Given this, I am not happy that GotG3 might hand future directing of Thor’s character to a director who’s been… decidedly uneven at handling this kind of thing himself.
I have deep metaphysical questions about the nature of Hulk and Banner in this movie which it was never going to address to my satisfaction. Like, for a start: what happened to the Hulk? Is he still in there, somewhere? Did the Banner personality just “subsume” him? What happened to the whole “if I Hulk out again, I might not come back” thing from Ragnarok? I sort of wanted a twist to the Ancient One punching out Bruce’s soul from Merged Hulk by having, two souls be kicked out - isn’t Hulk himself a valid personality who maps to a soul as well?
I agree with all of this (except that I do buy that Thanos loved his daughter (not spoilered because this would be a Infinity War spoiler) - the Soul Stone doesn’t care if you have a healthy love for someone, just that you have some kind of strong attachment to them.
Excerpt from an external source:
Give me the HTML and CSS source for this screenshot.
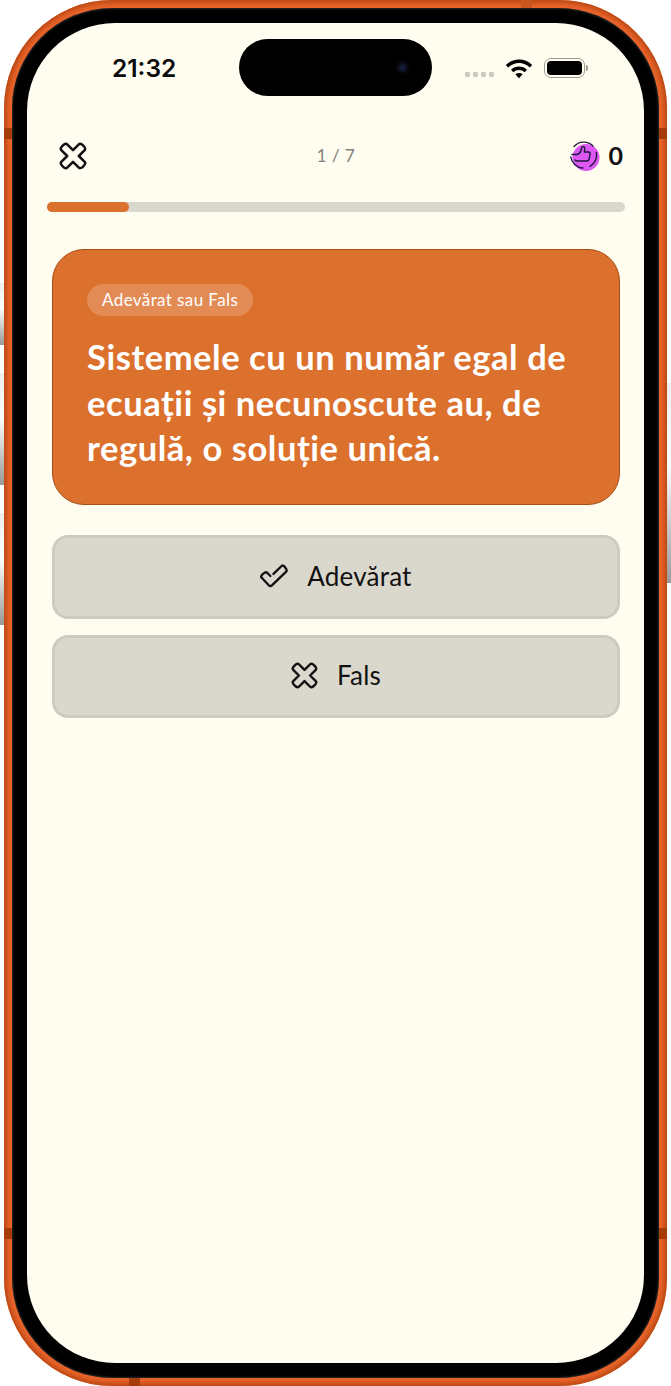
FILE: index.html
```html
<!DOCTYPE html>
<html lang="ro">
<head>
  <meta charset="UTF-8">
  <title>Adevărat sau Fals</title>
  <meta name="viewport" content="width=device-width,initial-scale=1">
  <link rel="stylesheet" href="styles.css">
</head>
<body>
  <svg class="defs" width="0" height="0">
    <symbol id="iconX" viewBox="2.500 2.500 19 19">
      <path transform="rotate(45 12 12)" d="M9.200 3.600c0-2 5.600-2 5.600 0v5.600h5.600c2 0 2 5.600 0 5.600h-5.600v5.600c0 2-5.600 2-5.600 0v-5.600H3.600c-2 0-2-5.600 0-5.600h5.600z" fill="none" stroke="currentColor" stroke-width="1.700" stroke-linejoin="round"/>
    </symbol>
    <symbol id="iconCheck" viewBox="1 3 27 22">
      <path d="M11 14l-3.500-3.500c-1.200-1.200-6.500 3.500-5.300 4.800l7.300 7.700c1 1 2 1 3 0L26.500 9.500c1.200-1.200-3-6.800-4.400-5.400L14 12" fill="none" stroke="currentColor" stroke-width="2.200" stroke-linecap="round" stroke-linejoin="round"/>
    </symbol>
  </svg>

  <div class="phone">
    <span class="side-btn btn-a"></span>
    <span class="side-btn btn-b"></span>
    <span class="side-btn btn-c"></span>
    <span class="side-btn btn-d"></span>
    <span class="tick tick-lt"></span>
    <span class="tick tick-rt"></span>
    <span class="tick tick-lb"></span>
    <span class="tick tick-rb"></span>
    <span class="tick-h tick-top"></span>
    <span class="tick-h tick-bottom"></span>

    <div class="bezel">
      <div class="screen">
        <div class="notch"><span class="lens"></span></div>

        <div class="status">
          <span class="time">21:32</span>
          <div class="status-icons">
            <div class="signal"><i></i><i></i><i></i><i></i></div>
            <svg class="wifi" width="28" height="21" viewBox="0 0 28 21">
              <path d="M2 8.200C9 1.500 19 1.500 26 8.200" fill="none" stroke="#000" stroke-width="3.400"/>
              <path d="M7.200 13C11 9.400 17 9.400 20.800 13" fill="none" stroke="#000" stroke-width="3.400"/>
              <path d="M10.300 16.300c2.200-1.900 5.200-1.900 7.400 0L14 20.300z" fill="#000"/>
            </svg>
            <div class="battery"><div class="battery-fill"></div></div>
            <span class="battery-cap"></span>
          </div>
        </div>

        <div class="quiz-head">
          <svg class="icon-close"><use href="#iconX"/></svg>
          <span class="counter">1 / 7</span>
          <div class="score">
            <svg class="icon-like" width="30" height="32" viewBox="0 0 30 32">
              <circle cx="16" cy="17.500" r="13.500" fill="#dd57f2"/>
              <path d="M4 6.500A13 13 0 0 1 23 6M26.400 12.500A13 13 0 0 1 20 26.300M13 28A13 13 0 0 1 .8 17" fill="none" stroke="#1d1a3f" stroke-width="1.400" stroke-linecap="round"/>
              <path d="M2 14.500h5c2-.5 3.500-2 4-4l.8-3c.5-1.500 3-1 3 1l-.5 3.500h4c1.500 0 2 1 1.700 2.200l-1 5.300c-.2 1-1 1.500-2 1.500H7c-1 0-1.500-.5-2-1" fill="none" stroke="#1d1a3f" stroke-width="1.400" stroke-linecap="round" stroke-linejoin="round"/>
            </svg>
            <span class="score-num">0</span>
          </div>
        </div>

        <div class="progress"><div class="progress-fill"></div></div>

        <div class="quiz-body">
          <div class="question">
            <span class="pill">Adevărat sau Fals</span>
            <h1>Sistemele cu un număr egal de ecuații și necunoscute au, de regulă, o soluție unică.</h1>
          </div>
          <button class="answer"><svg class="icon-check"><use href="#iconCheck"/></svg>Adevărat</button>
          <button class="answer"><svg class="icon-x"><use href="#iconX"/></svg>Fals</button>
        </div>
      </div>
    </div>
  </div>
</body>
</html>
```
FILE: styles.css
```css
* { box-sizing: border-box; }
body { margin: 0; background: #fff; font-family: 'Lato', 'Noto Sans', Arial, sans-serif; color: #111; }
.defs { display: block; height: 0; }

/* telefon */
.phone { position: relative; width: 663px; height: 1386px; margin-left: 4px; padding: 8px; border-radius: 108px;
  background: #ec662c; box-shadow: inset 0 0 6px 2px #a93d0a; }
.bezel { height: 100%; padding: 15px; border-radius: 100px; background: #000; box-shadow: inset 0 0 3px #555; }
.screen { position: relative; height: 100%; border-radius: 88px; background: #fffdf0; overflow: hidden; }
.side-btn { position: absolute; width: 4px; background: linear-gradient(180deg, #eee, #fff 40%, #999); }
.btn-a { left: -4px; top: 283px; height: 62px; }
.btn-b { left: -4px; top: 373px; height: 112px; }
.btn-c { left: -4px; top: 513px; height: 112px; }
.btn-d { right: -4px; top: 383px; height: 200px; }
.tick { position: absolute; width: 8px; height: 11px; background: #a63c0a; }
.tick-lt { left: 0; top: 128px; }
.tick-rt { right: 0; top: 128px; }
.tick-lb { left: 0; top: 1228px; }
.tick-rb { right: 0; top: 1228px; }
.tick-h { position: absolute; width: 11px; height: 8px; background: #a63c0a; }
.tick-top { left: 517px; top: 0; background: #c9551f; }
.tick-bottom { left: 125px; bottom: 0; }
.notch { position: absolute; left: 212px; top: 16px; width: 193px; height: 57px; border-radius: 29px; background: #000; }
.lens { position: absolute; left: 156px; top: 21px; width: 15px; height: 15px; border-radius: 50%; background: radial-gradient(circle, #141a38 15%, #07080f 50%, #000 75%); }

/* status bar */
.status { display: flex; justify-content: space-between; align-items: center; height: 90px; padding: 0 56px 0 85px; }
.time { font-family: 'Inter', sans-serif; font-size: 24.500px; font-weight: 600; color: #0a0a0a; }
.status-icons { display: flex; align-items: center; }
.signal { display: flex; gap: 3px; margin-right: 11px; margin-top: 12px; }
.signal i { display: block; width: 5px; height: 5px; border-radius: 1.500px; background: #ccc9bf; }
.wifi { margin-right: 11px; }
.battery { width: 41px; height: 20px; padding: 2px; border: 1.500px solid #9c9a90; border-radius: 7px; }
.battery-fill { height: 100%; border-radius: 4px; background: #000; }
.battery-cap { width: 2px; height: 6px; margin-left: 1px; border-radius: 0 2px 2px 0; background: #9c9a90; }

/* header soal */
.quiz-head { display: flex; justify-content: space-between; align-items: center; height: 46px; margin-top: 20px; padding: 0 21px 0 32px; }
.icon-close { width: 28px; height: 28px; color: #111; }
.counter { margin: 0 0 2px 14px; font-size: 17.500px; color: #85837b; letter-spacing: .3px; }
.score { display: flex; align-items: center; gap: 8px; }
.score-num { margin-bottom: 2px; font-size: 25px; font-weight: 700; }
.progress { height: 10px; margin: 23px 19px 0 20px; border-radius: 5px; background: #dad7cf; }
.progress-fill { width: 82px; height: 100%; border-radius: 5px; background: #dc702d; }

.quiz-body { display: flex; flex-direction: column; gap: 16px; margin: 37px 24px 0 25px; }
.question { min-height: 256px; margin-bottom: 14px; padding: 34px 34px 0; border: 1px solid #a84e17; border-radius: 32px; background: #dc702d; color: #fff; }
.pill { display: inline-block; height: 32px; padding: 0 15px; border-radius: 16px; background: #e38b55; font-size: 17px; letter-spacing: .4px; line-height: 32px; }
h1 { margin: 18px 0 0; font-size: 34.500px; font-weight: 700; letter-spacing: .55px; line-height: 45.500px; }
.answer { display: flex; justify-content: center; align-items: center; gap: 19px; height: 83.500px; padding-bottom: 3px; border: 3px solid #cdcbc0; border-radius: 16px; background: #dad7cd; color: #111; font-family: inherit; font-size: 26px; letter-spacing: .2px; cursor: pointer; }
.icon-check { width: 28px; height: 26px; }
.icon-x { width: 27px; height: 27px; }
```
Thanos is totally messed up and he’s not exactly in a healthy emotional relationship with anyone, but I don’t think the Soul Stone cares, other than that you’re losing a soul that’s important to you in exchange.).
I would honestly just like someone to have used any of the Stones we’ve not seen much for something interesting in this film. (But, yes, especially the Soul Stone, which we’ve not actually seen do anything - presumably because it’s difficult for a modern audience to separate its domain of responsibility from that of the Mind Stone.) I still really like the ethereal “waking up in water/stars” sequence that happens when you get it, though.
Time Travel was, for me, much better than it usually is in movies, because it explicitly said “this doesn’t work how you think it does”, and then followed through on things. In a sense, their interpretation is actually much closer to consistent theories of time travel in physics than most stuff is: paraconsistent theories of time travel exist which kind of work a bit like this.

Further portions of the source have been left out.